The International Diabetes Federation has reported that an estimated 366 million people worldwide suffer from diabetes.

The figures were announced in Lisbon during the European meeting of the group.

The clock is ticking for the world's leaders,'' said Jean Claude Mbanya, the group's president, in a statement. We expect action from their meeting next week at the United Nations that will halt diabetes' relentlessly upwards trajectory.''

It is estimated that diabetes causes 4.6 million deaths every year. Also health systems spend $465 billion annually fighting the disease. This will include both Type 1 and Type 2 diabetes.

Diabetes mellitus, often simply referred to as diabetes, is a group of metabolic diseases in which a person has high blood sugar, either because the body does not produce enough insulin, or because cells do not respond to the insulin that is produced.

This high blood sugar produces the classical symptoms of polyuria (frequent urination), polydipsia (increased thirst) and polyphagia (increased hunger).

Type 1 diabetes results from the body's failure to produce insulin, and presently requires the person to inject insulin.

Type 1 diabetes mellitus is characterized by loss of the insulin-producing beta cells of the islets of Langerhans in the pancreas leading to insulin deficiency. This type of diabetes can be further classified as immune-mediated or idiopathic. The majority of Type 1 diabetes is of the immune-mediated nature, where beta cell loss is a T-cell mediated autoimmune attack. There is no known preventive measure against Type 1 diabetes, which causes approximately 10 per cent of diabetes mellitus cases in North America and Europe.

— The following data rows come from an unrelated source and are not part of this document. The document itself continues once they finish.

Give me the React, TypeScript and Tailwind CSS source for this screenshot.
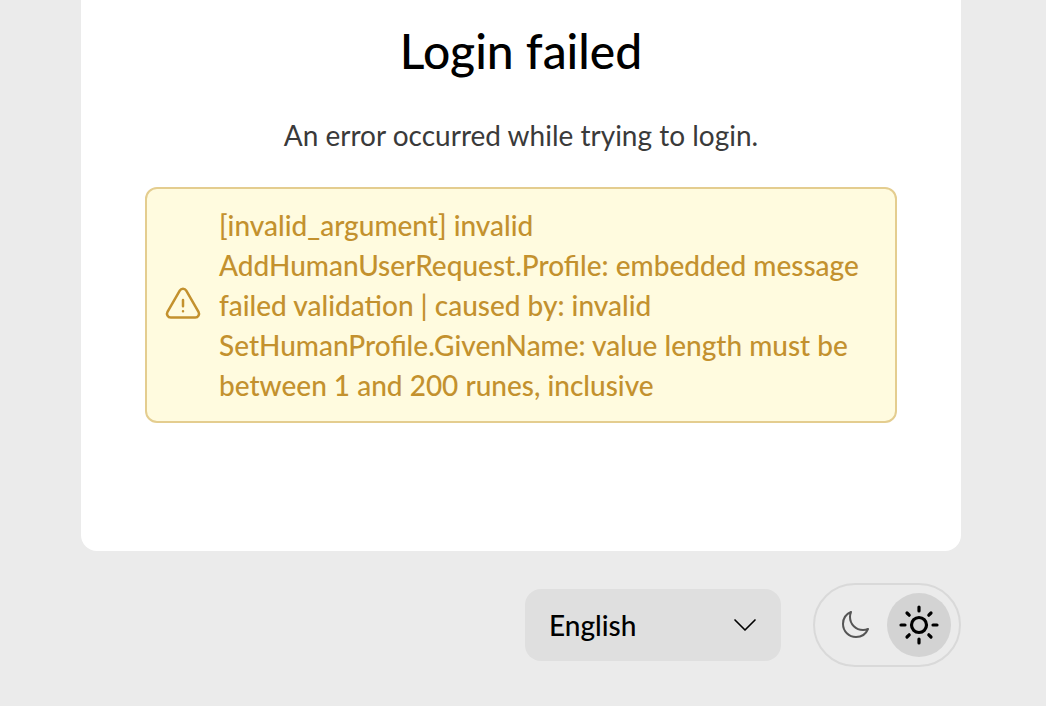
import { HiOutlineExclamationTriangle, HiOutlineMoon, HiOutlineChevronDown } from "react-icons/hi2";

function SunIcon() {
  return (
    <svg viewBox="0 0 20 20" className="size-10" fill="none" stroke="currentColor" strokeWidth="1.6" strokeLinecap="round" aria-hidden="true">
      <circle cx="10" cy="10" r="3.75" />
      <path d="M10 1v2M10 17v2M1 10h2M17 10h2M4 4l1.1 1.1M14.900 14.900L16 16M4 16l1.100-1.100M14.900 5.100L16 4" />
    </svg>
  );
}

export default function App() {
  return (
    <div className="min-h-screen bg-[#ebebeb] pr-[85px] pl-[81px] pb-10 font-['Lato',sans-serif] text-black">
      <main className="flex flex-col items-center rounded-b-2xl bg-white px-16 pt-[23px] pb-32">
        <h1 className="text-[48px] leading-14 font-medium">Login failed</h1>
        <p className="mt-9 text-[28px] leading-10 text-[#3a3a3a]">An error occurred while trying to login.</p>
        <div role="alert" className="mt-8 flex w-full items-center rounded-xl border-2 border-[#e4cd8f] bg-[#fffbdf] p-4 text-[28px] leading-10 font-medium text-[#c3912e]">
          <HiOutlineExclamationTriangle className="mr-4 size-10 shrink-0" aria-hidden="true" />
          <span>[invalid_argument] invalid AddHumanUserRequest.Profile: embedded message failed validation | caused by: invalid SetHumanProfile.GivenName: value length must be between 1 and 200 runes, inclusive</span>
        </div>
      </main>
      <footer className="flex items-center justify-end gap-8 pt-8">
        <div className="grid h-[72px] w-64 items-center rounded-2xl bg-[#dfdfdf] text-[28px] leading-10">
          <select aria-label="Language" defaultValue="en" className="col-start-1 row-start-1 h-full w-full appearance-none rounded-2xl bg-transparent pr-14 pl-6 font-medium">
            <option value="en">English</option>
          </select>
          <HiOutlineChevronDown strokeWidth={1.25} className="pointer-events-none col-start-1 row-start-1 mr-5 size-8 justify-self-end" aria-hidden="true" />
        </div>
        <div className="flex h-[84px] items-center rounded-full border-2 border-[#d9d9d9] px-2">
          <button type="button" aria-label="Dark theme" className="flex size-16 items-center justify-center rounded-full text-[#555555]">
            <HiOutlineMoon className="size-8" />
          </button>
          <button type="button" aria-label="Light theme" className="flex size-16 items-center justify-center rounded-full bg-[#d3d3d3]">
            <SunIcon />
          </button>
        </div>
      </footer>
    </div>
  );
}
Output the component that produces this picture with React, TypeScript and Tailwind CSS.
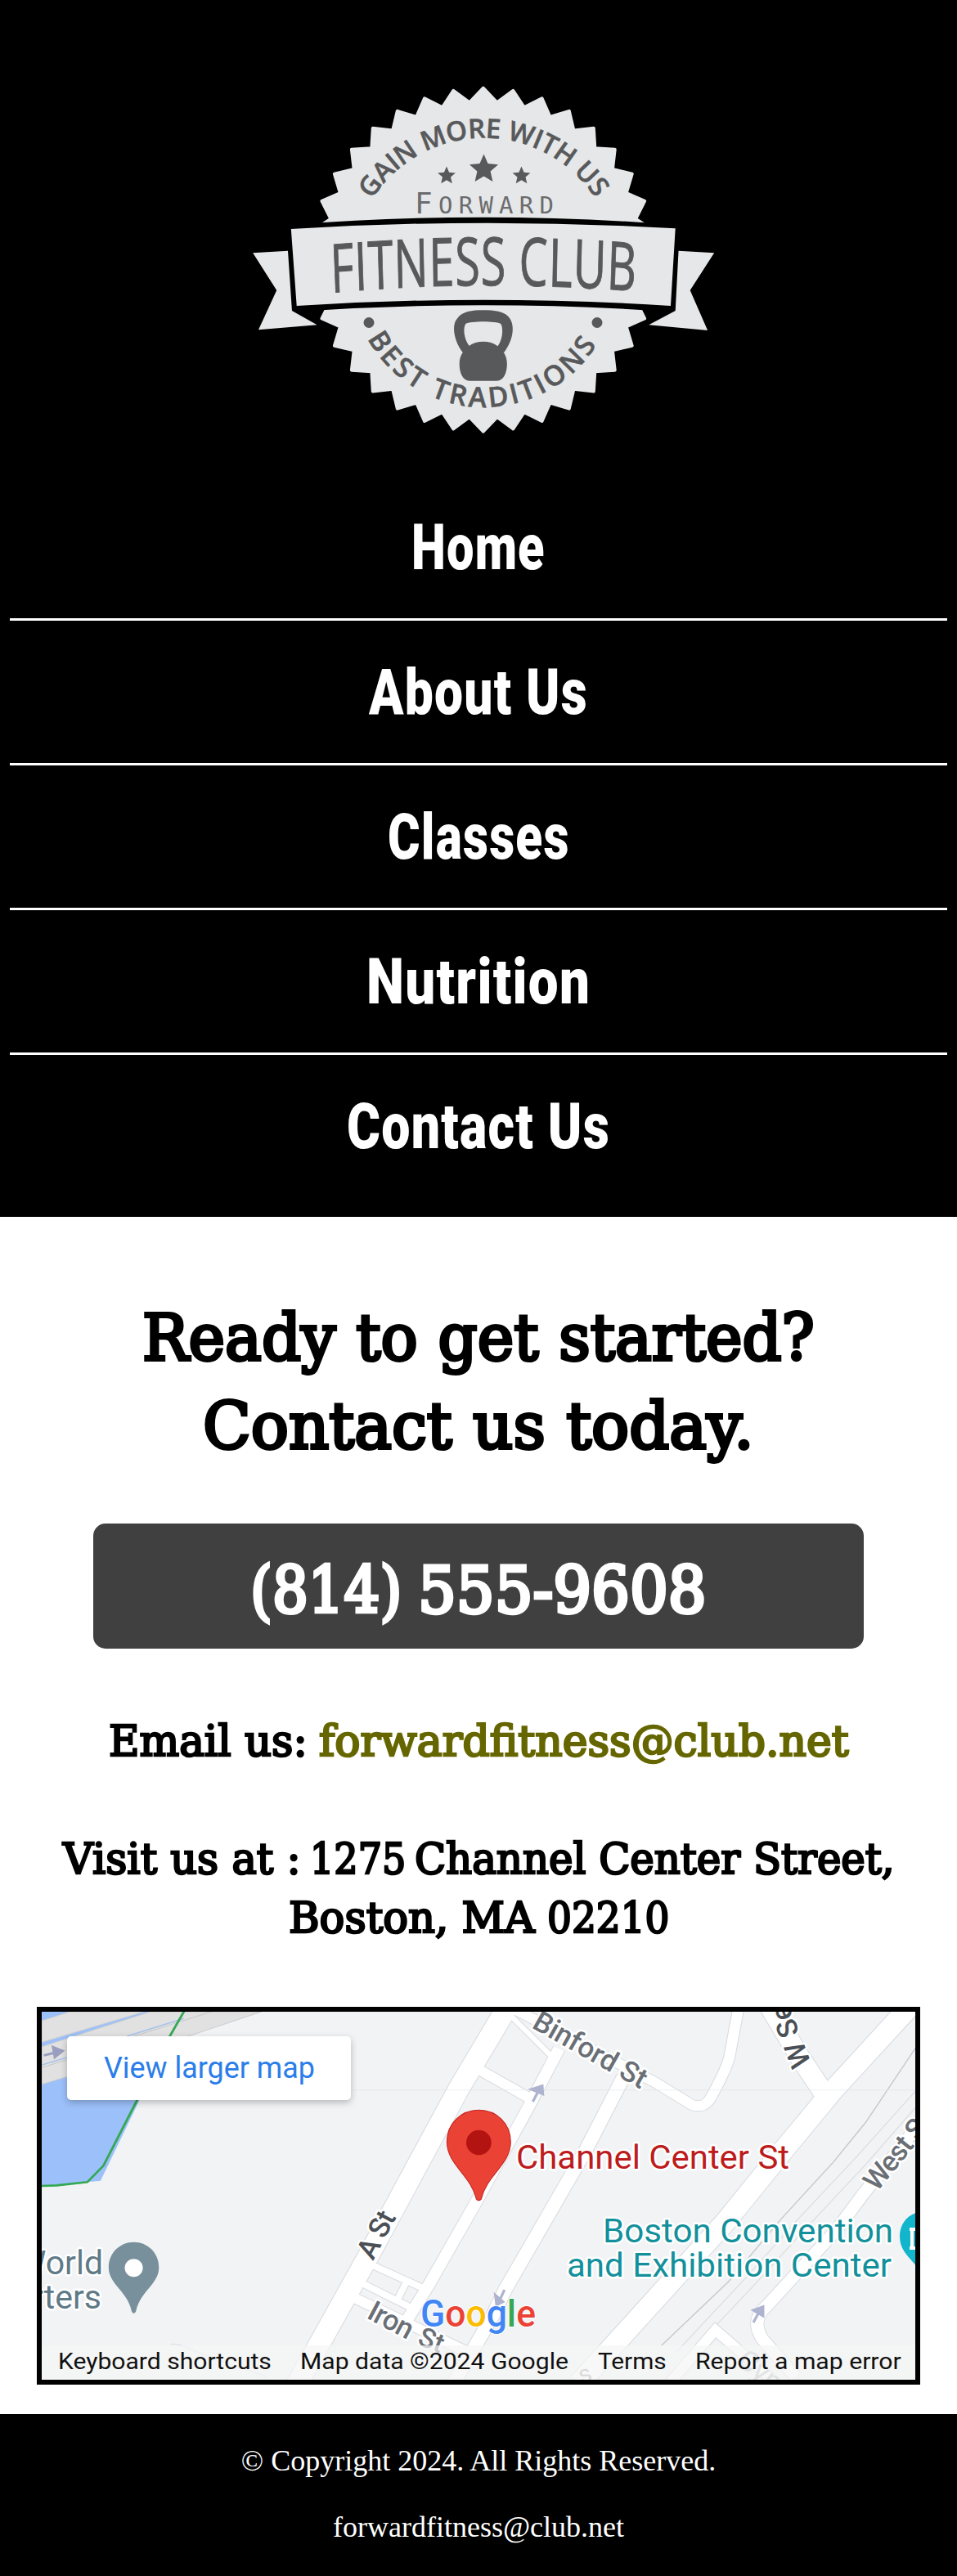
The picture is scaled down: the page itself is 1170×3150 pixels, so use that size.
import { useLayoutEffect, useRef, useState } from "react";
import type { ReactNode } from "react";

/** A single line of text condensed or widened horizontally to an exact width. */
function FitText({ width, className = "", children }: { width: number; className?: string; children: ReactNode }) {
  const inner = useRef<HTMLSpanElement>(null);
  const [scale, setScale] = useState(1);
  useLayoutEffect(() => {
    if (inner.current) setScale(width / inner.current.offsetWidth);
  }, [width]);
  return (
    <span className={`flex justify-start whitespace-nowrap ${className}`} style={{ width }}>
      <span ref={inner} className="block shrink-0 origin-left" style={{ transform: `scaleX(${scale})` }}>
        {children}
      </span>
    </span>
  );
}

function badgePath() {
  const pts: string[] = [];
  for (let i = 0; i < 72; i++) {
    const a = (i * 5 * Math.PI) / 180;
    const r = i % 2 === 0 ? 210 : 193;
    pts.push(`${(300.8 + r * Math.sin(a)).toFixed(1)},${(227.7 - r * Math.cos(a)).toFixed(1)}`);
  }
  return pts.join(" ");
}

function starPoints(cx: number, cy: number, r: number) {
  return Array.from({ length: 10 }, (_, i) => {
    const a = (i * 36 * Math.PI) / 180;
    const q = i % 2 === 0 ? r : r * 0.46;
    return `${(cx + q * Math.sin(a)).toFixed(1)},${(cy - q * Math.cos(a)).toFixed(1)}`;
  }).join(" ");
}

function Logo() {
  return (
    <svg width="600" height="460" viewBox="0 0 600 460" className="block" role="img" aria-label="Forward Fitness Club">
      <defs>
        <path id="arc-top" d="M165 154 A162 162 0 0 1 440 156" />
        <path id="arc-bottom" d="M159 324 A163 163 0 0 0 443 326" />
        <path id="arc-name" d="M169 268 Q442 251 720 266.5" />
      </defs>
      <polygon points={badgePath()} fill="#e6e7e8" stroke="#e6e7e8" strokeWidth="4" strokeLinejoin="round" />
      <g transform="scale(.38265 .33333)">
        <path d="M180 554 Q786 500 1392 554 L1392 874 Q786 826 180 874Z" fill="#000" />
        <path d="M172 570 Q786 527 1400 568 L1385 852 Q786 808 190 852Z" fill="#e6e7e8" />
        <path d="M50 658 L162 650 L175 870 L255 922 L68 940 L126 795Z" fill="#e6e7e8" />
        <path d="M1524 658 L1410 650 L1400 870 L1315 922 L1503 942 L1447 795Z" fill="#e6e7e8" />
        <path
          fill="#58595b"
          fillRule="evenodd"
          d="M720 1022 C690 975 686 920 702 900 C718 872 750 868 786 868 C822 868 858 872 872 900 C886 925 884 975 853 1022Z M742 1000 C722 970 722 930 730 918 C745 907 828 907 842 918 C850 930 850 975 832 1000Z"
        />
        <path
          fill="#58595b"
          d="M740 1000 C765 978 808 978 832 1000 C854 1020 862 1040 862 1065 C862 1100 850 1127 830 1127 L742 1127 C722 1127 710 1100 710 1065 C710 1040 718 1020 740 1000Z"
        />
      </g>
      <g fill="#58595b">
        <polygon points={starPoints(256, 125, 11.5)} />
        <polygon points={starPoints(301.5, 117, 18.5)} />
        <polygon points={starPoints(347.5, 125, 11.5)} />
        <circle cx="161" cy="304.5" r="6.5" />
        <circle cx="440" cy="304.5" r="6.5" />
        <text className="font-['Open_Sans'] text-[33px] font-semibold stroke-[#58595b] stroke-[0.5px]">
          <textPath href="#arc-top" textLength="324">GAIN MORE WITH US</textPath>
        </text>
        <text className="font-['Open_Sans'] text-[34px] font-semibold stroke-[#58595b] stroke-[0.5px]">
          <textPath href="#arc-bottom" textLength="338">BEST TRADITIONS</textPath>
        </text>
        <g transform="scale(.68 1)">
          <text className="font-['Open_Sans'] text-[82px] font-normal stroke-[#58595b] stroke-1">
            <textPath href="#arc-name" textLength="548">FITNESS CLUB</textPath>
          </text>
        </g>
        <text x="217" y="170.5" fill="#6b6c6e" textLength="170" className="font-['DejaVu_Sans_Mono'] text-[29px]">
          <tspan className="text-[36px]">F</tspan>ORWARD
        </text>
      </g>
    </svg>
  );
}

const leftRoads: [string, number][] = [
  ["M915 1460 L1175 960 L1485 345 L1660 30", 72],
  ["M1310 1190 L1385 1060 L1550 750 L1725 410 L1830 195", 40],
  ["M1160 975 L1360 1072", 24],
  ["M1135 1045 L1330 1150", 24],
  ["M1310 1045 L1275 1120", 22],
  ["M1110 1100 L1530 1315", 36],
];

const rightRoads: [string, number][] = [
  ["M510 300 L380 570 L105 1080 L60 1180 L-70 1420", 46],
  ["M100 30 L620 320 L745 402 Q790 418 812 370 Q868 260 874 220 L905 40", 36],
  ["M120 70 L270 230", 18],
  ["M20 275 L190 378", 36],
  ["M1500 30 L1230 345 L1060 565 L860 830 L480 1280 L360 1420", 72],
  ["M1010 40 L1110 220 L1200 365", 68],
  ["M1540 450 L1330 730 L1240 860 L1000 1140 Q945 1190 985 1260 L1100 1400", 42],
  ["M670 1420 L825 1228 L1010 1400", 36],
];

function MapArt() {
  const halo = "stroke-white stroke-[5px] [paint-order:stroke] [stroke-linejoin:round]";
  return (
    <svg width="1068" height="450" viewBox="0 0 1068 450" className="block font-['Roboto']" aria-hidden="true">
      <rect width="1068" height="450" fill="#f1f3f5" />
      <g transform="translate(-21 -20) scale(.357143 .333333)" fill="none">
        <path d="M59 60 L545 60 L400 370 L260 680 L215 685 L110 700 L59 700Z" fill="#9cc0fa" />
        <path d="M59 93 L155 60 L410 60 L59 172Z" fill="#e1e1e1" stroke="#cbcdd0" strokeWidth="3" />
        <path d="M59 188 L430 60 L810 60 L560 150 L140 300 L59 326Z" fill="#e1e1e1" stroke="#cbcdd0" strokeWidth="3" />
        <path d="M59 255 L145 228 M350 150 L545 85" stroke="#a9c3ea" strokeWidth="5" />
        <path d="M59 265 L145 236 M350 158 L640 60" stroke="#c6c8cc" strokeWidth="3" />
        <path d="M548 55 L497 150 L385 385 L270 625 L215 685 L110 697 L59 699" stroke="#34a853" strokeWidth="8" />
        <path d="M66 220 L105 210 M98 190 L130 204 L104 226Z" stroke="#9a9fc0" strokeWidth="9" fill="#9a9fc0" />
        {leftRoads.map(([d, w]) => (
          <path key={d} d={d} stroke="#d8dbdf" strokeWidth={w + 6} />
        ))}
        <path d="M500 1280 Q530 1275 570 1300 L830 1400" stroke="#dfe1e5" strokeWidth="4" />
      </g>
      <g transform="translate(529 -20) scale(.357143 .333333)" fill="none">
        <path d="M1515 185 L1340 465 L1230 610 L1050 820 L870 1050 L640 1285" stroke="#c5c8cd" strokeWidth="4" />
        <path d="M1515 345 L1310 590 L1100 830 L930 1035 L690 1310" stroke="#d8dbdf" strokeWidth="3" />
        <path d="M1515 405 L1340 620 L1130 860 L960 1060 L740 1310" stroke="#d8dbdf" strokeWidth="3" />
        {rightRoads.map(([d, w]) => (
          <path key={d} d={d} stroke="#d8dbdf" strokeWidth={w + 6} />
        ))}
        {rightRoads.map(([d, w]) => (
          <path key={d} d={d} stroke="#fff" strokeWidth={w} />
        ))}
      </g>
      <g transform="translate(-21 -20) scale(.357143 .333333)" fill="none">
        {leftRoads.map(([d, w]) => (
          <path key={d} d={d} stroke="#fff" strokeWidth={w} />
        ))}
        <path d="M1117 347 L3060 347" stroke="#e4e6e9" strokeWidth="2" />
      </g>
      <g transform="translate(529 -20) scale(.357143 .333333)" fill="#aeb3cf" stroke="#aeb3cf" strokeWidth="9">
        <path d="M200 390 L222 345 M195 345 L232 332 L234 362Z" />
        <path d="M103 1080 L88 1115 M72 1100 L76 1136 L98 1124Z" />
        <path d="M955 1200 L975 1160 M955 1155 L988 1142 L988 1176Z" />
      </g>

      <g className="text-[35px] font-medium">
        <text transform="translate(405 305) rotate(-62)" textLength="61" fill="#4b5056" className={halo}>A St</text>
        <text transform="translate(396 374) rotate(28)" textLength="58" fill="#6a6f76" className={halo}>Iron</text>
        <text transform="translate(458 406) rotate(22)" fill="#6a6f76" className={`${halo} text-[33px]`}>St</text>
        <text transform="translate(598 19) rotate(29.5)" textLength="154" fill="#6a6f76" className={halo}>Binford St</text>
        <text transform="translate(941 63) rotate(-111)" fill="#4b5056" className={halo}>W Se</text>
        <text transform="translate(1021 221) rotate(-51)" textLength="101" fill="#6a6f76" className={halo}>West S</text>
      </g>
      <g className="text-[41px]">
        <text x="580" y="192" textLength="334" lengthAdjust="spacingAndGlyphs" fill="#bd1c1c" className={halo}>Channel Center St</text>
        <text x="686" y="281.5" textLength="355" lengthAdjust="spacingAndGlyphs" fill="#12909b" className={halo}>Boston Convention</text>
        <text x="642" y="323.5" textLength="397" lengthAdjust="spacingAndGlyphs" fill="#12909b" className={halo}>and Exhibition Center</text>
        <text x="75" y="320.5" textAnchor="end" fill="#5f7a86" className={halo}>World</text>
        <text x="73" y="362.5" textAnchor="end" fill="#5f7a86" className={halo}>rters</text>
      </g>

      <g transform="translate(-21 -20) scale(.357143 .333333)">
        <path d="M374 905 C422 905 460 945 460 998 C460 1060 395 1085 381 1160 Q374 1172 367 1160 C353 1085 288 1060 288 998 C288 945 326 905 374 905Z" fill="#78909c" />
        <ellipse cx="374" cy="1000" rx="31" ry="33" fill="#fff" />
        <path d="M1555 421 C1616 421 1664 470 1664 538 C1664 620 1582 660 1563 748 Q1555 756 1547 748 C1528 660 1446 620 1446 538 C1446 470 1494 421 1555 421Z" fill="#ea4335" stroke="#c5221f" strokeWidth="3" />
        <ellipse cx="1555" cy="540" rx="43" ry="46" fill="#b31412" />
      </g>
      <path d="M1080 244 C1062 244 1049 257 1049 274 C1049 298 1068 302 1080 328Z" fill="#12b5cb" />
      <path d="M1061 264h7v4h-2v19h2v4h-7v-4h1v-19h-1Z" fill="#fff" />

      <text x="463" y="384.5" textLength="141" lengthAdjust="spacingAndGlyphs" className="text-[47px] font-medium stroke-white stroke-[2px] [paint-order:stroke]">
        <tspan fill="#4285f4">G</tspan>
        <tspan fill="#ea4335">o</tspan>
        <tspan fill="#fbbc04">o</tspan>
        <tspan fill="#4285f4">g</tspan>
        <tspan fill="#34a853">l</tspan>
        <tspan fill="#ea4335">e</tspan>
      </text>
      <text x="660" y="455" transform="rotate(-20 660 455)" fill="#9a9da2" className="text-[30px]">s</text>
      <text x="848" y="430" transform="rotate(38 848 430)" fill="#b4b7bb" className="text-[35px]">Cyp</text>
    </svg>
  );
}

const navItems = [
  { label: "Home", width: 164 },
  { label: "About Us", width: 268 },
  { label: "Classes", width: 223 },
  { label: "Nutrition", width: 274 },
  { label: "Contact Us", width: 322 },
];

const mapLinks = [
  { label: "Keyboard shortcuts", width: 261 },
  { label: "Map data ©2024 Google", width: 328 },
  { label: "Terms", width: 84 },
  { label: "Report a map error", width: 252 },
];

export default function App() {
  return (
    <div className="flex h-[3150px] w-[1170px] flex-col overflow-hidden bg-white">
      <header className="h-[1488px] bg-black px-3 text-white">
        <div className="flex h-[582px] items-start pt-[90px] pl-[278px]">
          <Logo />
        </div>
        <nav>
          <ul>
            {navItems.map((item) => (
              <li key={item.label} className="flex h-[177px] justify-center border-b-[3px] border-white pt-[2px] last:border-b-0">
                <a href="#" className="font-['Roboto',sans-serif] text-[77px] leading-[172px] font-black tracking-[1.5px]">
                  <FitText width={item.width}>{item.label}</FitText>
                </a>
              </li>
            ))}
          </ul>
        </nav>
      </header>

      <main className="flex flex-col items-center px-[45px] pt-[94px] pb-9 font-['DejaVu_Serif',serif] font-normal text-black">
        <h1 className="flex flex-col items-center text-[79px] leading-[108px] [-webkit-text-stroke:4px_black] [word-spacing:1px]">
          <FitText width={822}>Ready to get started?</FitText>
          <FitText width={674}>Contact us today.</FitText>
        </h1>
        <a href="#" className="mt-[65px] flex h-[153px] w-[942px] items-center justify-center gap-[20px] rounded-[15px] bg-[#404040] pt-[11px] text-[79px] leading-[108px] text-white [-webkit-text-stroke:4.5px_white]">
          <FitText width={185}>(814)</FitText>
          <FitText width={353}>555-9608</FitText>
        </a>
        <p className="mt-[77px] flex gap-[14px] text-[52px] leading-[72px] [-webkit-text-stroke:2.6px]">
          <FitText width={243}>Email us:</FitText>
          <a href="#" className="text-[#666600]">
            <FitText width={648}>forwardfitness@club.net</FitText>
          </a>
        </p>
        <p className="mt-[72px] flex flex-col items-center text-[52px] leading-[72px] [-webkit-text-stroke:2.6px]">
          <span className="flex gap-[11px]">
            <FitText width={291}>Visit us at :</FitText>
            <FitText width={117}>1275</FitText>
            <FitText width={587}>Channel Center Street,</FitText>
          </span>
          <span className="flex gap-[15px]">
            <FitText width={301}>Boston, MA</FitText>
            <FitText width={149}>02210</FitText>
          </span>
        </p>
        <section className="relative mt-[73px] h-[462px] w-[1080px] overflow-hidden border-[6px] border-black font-['Roboto',sans-serif] font-normal">
          <MapArt />
          <a href="#" className="absolute top-[30px] left-[31px] flex h-[78px] w-[347px] items-center justify-center rounded-[5px] bg-white text-[37px] text-[#2b7de9] shadow-[0_3px_8px_rgba(0,0,0,0.25)]">
            <FitText width={258}>View larger map</FitText>
          </a>
          <div className="absolute bottom-0 left-0 flex h-[42px] w-full items-center justify-between bg-[#f5f5f5]/70 pr-[17px] pb-[2px] pl-[20px] text-[28px] text-[#111]">
            {mapLinks.map((l) => (
              <FitText key={l.label} width={l.width}>{l.label}</FitText>
            ))}
          </div>
        </section>
      </main>

      <footer className="flex flex-1 flex-col items-center gap-[39px] bg-black pt-9 font-['Liberation_Serif',serif] text-[36px] leading-[42px] text-white">
        <p>© Copyright 2024. All Rights Reserved.</p>
        <a href="#">forwardfitness@club.net</a>
      </footer>
    </div>
  );
}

Type 2 diabetes results from insulin resistance, a condition in which cells fail to use insulin properly, sometimes combined with an absolute insulin deficiency. The defective responsiveness of body tissues to insulin is believed to involve the insulin receptor. However, the specific defects are not known. Diabetes mellitus due to a known defect are classified separately. Type 2 diabetes is the most common type.

Type 1 diabetes is partly inherited and then triggered by certain infections.

Type 2 diabetes is due primarily to lifestyle factors and genetics.

Diabetes mellitus is a chronic disease which cannot be cured except in very specific situations. Management concentrates on keeping blood sugar levels as close to normal as possible, without causing hypoglycemia. This can usually be accomplished with diet, exercise, and use of appropriate medications.